Capital gains tax (CGT) is payable on the capital gain made on the disposal of an asset which was acquired on or after 20 September 1985.
A capital gain is the difference between the cost of your asset and the proceeds from its sale. A capital loss occurs when your proceeds are less than the total outlay of the asset.
There are 2 methods to calculate capital gains tax (CGT) in Assets:
A discount of 50% for individuals or 33.3% for superannuation funds is applied before including the capital gain as taxable income.
You can use the discount method to calculate your capital gain if:
you are an individual, trust or complying superannuation entity.
a CGT event happens in relation to an asset you own.
the CGT event occurred after 11:45am on 21 September 1999.
you acquired the asset at least 12 months before the CGT event.
you did not choose to use the indexation method.
The indexation method increases each amount included in an element of the cost base (other than the costs of owning the asset) by an indexation factor. The indexation factor is calculated using the consumer price index (CPI).
You can use the indexation method to calculate your capital gain if:
a CGT event happened to an asset you acquired before 11:45am on 21 September 1999.
you owned the asset for 12 months or more.
If you are not a company and you meet the criteria above, and you want to use the indexation method, you may choose to do so, otherwise the discount method will apply.
If you are a company (other than a listed investment company) and the capital gains meets the criteria above, you must use the indexation method to calculate the capital gain.
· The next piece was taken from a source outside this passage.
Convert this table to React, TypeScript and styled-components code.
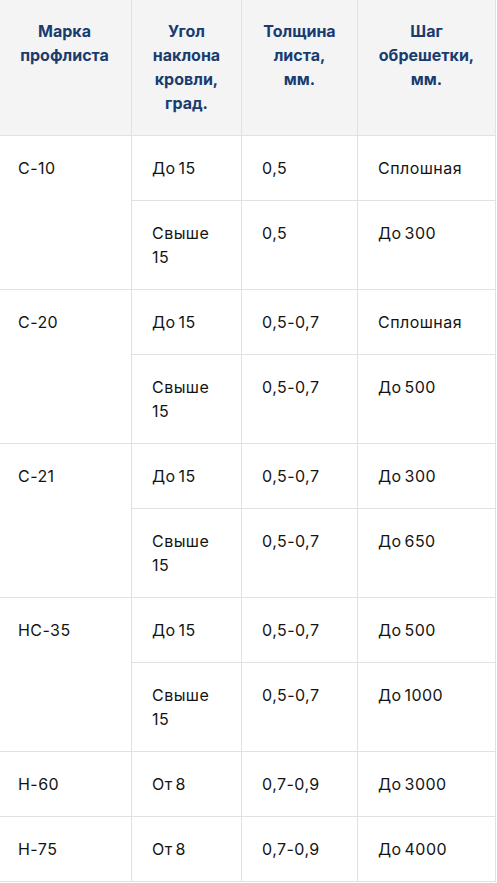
import React from "react";
import styled, { createGlobalStyle } from "styled-components";

const Global = createGlobalStyle`
  html, body { margin: 0; padding: 0; background: #ffffff; }
  body { font-family: Inter, "Noto Sans", sans-serif; }
`;

const Table = styled.table`
  border-collapse: separate;
  border-spacing: 0;
  table-layout: fixed;
  width: 496px;
  font-family: Inter, "Noto Sans", sans-serif;
`;

const Col = styled.col<{ $w: number }>`
  width: ${(p) => p.$w}px;
`;

const Th = styled.th<{ $first?: boolean }>`
  background: #f4f4f4;
  color: #183c70;
  font-weight: 700;
  font-size: 16px;
  line-height: 24px;
  text-align: center;
  vertical-align: top;
  padding: 19px 20px 20px ${(p) => (p.$first ? 18 : 20)}px;
  border-right: 1px solid #e1e1e1;
  border-bottom: 1px solid #e1e1e1;
`;

const Td = styled.td<{ $first?: boolean }>`
  color: #141414;
  font-size: 16px;
  line-height: 24px;
  font-weight: 400;
  text-align: left;
  vertical-align: top;
  padding: 20px 20px 20px ${(p) => (p.$first ? 18 : 20)}px;
  border-right: 1px solid #e1e1e1;
  border-bottom: 1px solid #e1e1e1;
  letter-spacing: 0.45px;
  word-spacing: -2px;
`;

type Sub = { angle: string; thick: string; step: string };
type Group = { mark: string; rows: Sub[] };

const data: Group[] = [
  {
    mark: "С-10",
    rows: [
      { angle: "До 15", thick: "0,5", step: "Сплошная" },
      { angle: "Свыше 15", thick: "0,5", step: "До 300" },
    ],
  },
  {
    mark: "С-20",
    rows: [
      { angle: "До 15", thick: "0,5-0,7", step: "Сплошная" },
      { angle: "Свыше 15", thick: "0,5-0,7", step: "До 500" },
    ],
  },
  {
    mark: "С-21",
    rows: [
      { angle: "До 15", thick: "0,5-0,7", step: "До 300" },
      { angle: "Свыше 15", thick: "0,5-0,7", step: "До 650" },
    ],
  },
  {
    mark: "НС-35",
    rows: [
      { angle: "До 15", thick: "0,5-0,7", step: "До 500" },
      { angle: "Свыше 15", thick: "0,5-0,7", step: "До 1000" },
    ],
  },
  { mark: "Н-60", rows: [{ angle: "От 8", thick: "0,7-0,9", step: "До 3000" }] },
  { mark: "Н-75", rows: [{ angle: "От 8", thick: "0,7-0,9", step: "До 4000" }] },
];

export default function App() {
  return (
    <>
      <Global />
      <Table>
        <colgroup>
          <Col $w={132} />
          <Col $w={110} />
          <Col $w={116} />
          <Col $w={138} />
        </colgroup>
        <thead>
          <tr>
            <Th $first>Марка профлиста</Th>
            <Th>Угол наклона кровли, град.</Th>
            <Th>Толщина листа, мм.</Th>
            <Th>Шаг обрешетки, мм.</Th>
          </tr>
        </thead>
        <tbody>
          {data.map((g) =>
            g.rows.map((r, i) => (
              <tr key={g.mark + i}>
                {i === 0 && (
                  <Td $first rowSpan={g.rows.length}>
                    {g.mark}
                  </Td>
                )}
                <Td>{r.angle}</Td>
                <Td>{r.thick}</Td>
                <Td>{r.step}</Td>
              </tr>
            ))
          )}
        </tbody>
      </Table>
    </>
  );
}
There are some exceptions to the requirement that you must have owned an asset for at least 12 months for indexation to apply. You can use the indexation method if you:
acquired a capital gain tax asset as a legal personal representative or a beneficiary of a deceased estate. The 12-month requirement is satisfied if the deceased acquired the asset 12 months or more before you disposed of it.
acquired an asset as the result of a marriage or relationship breakdown. You will satisfy the 12-month requirement if the combined period your spouse and you owned the asset is more than 12-months.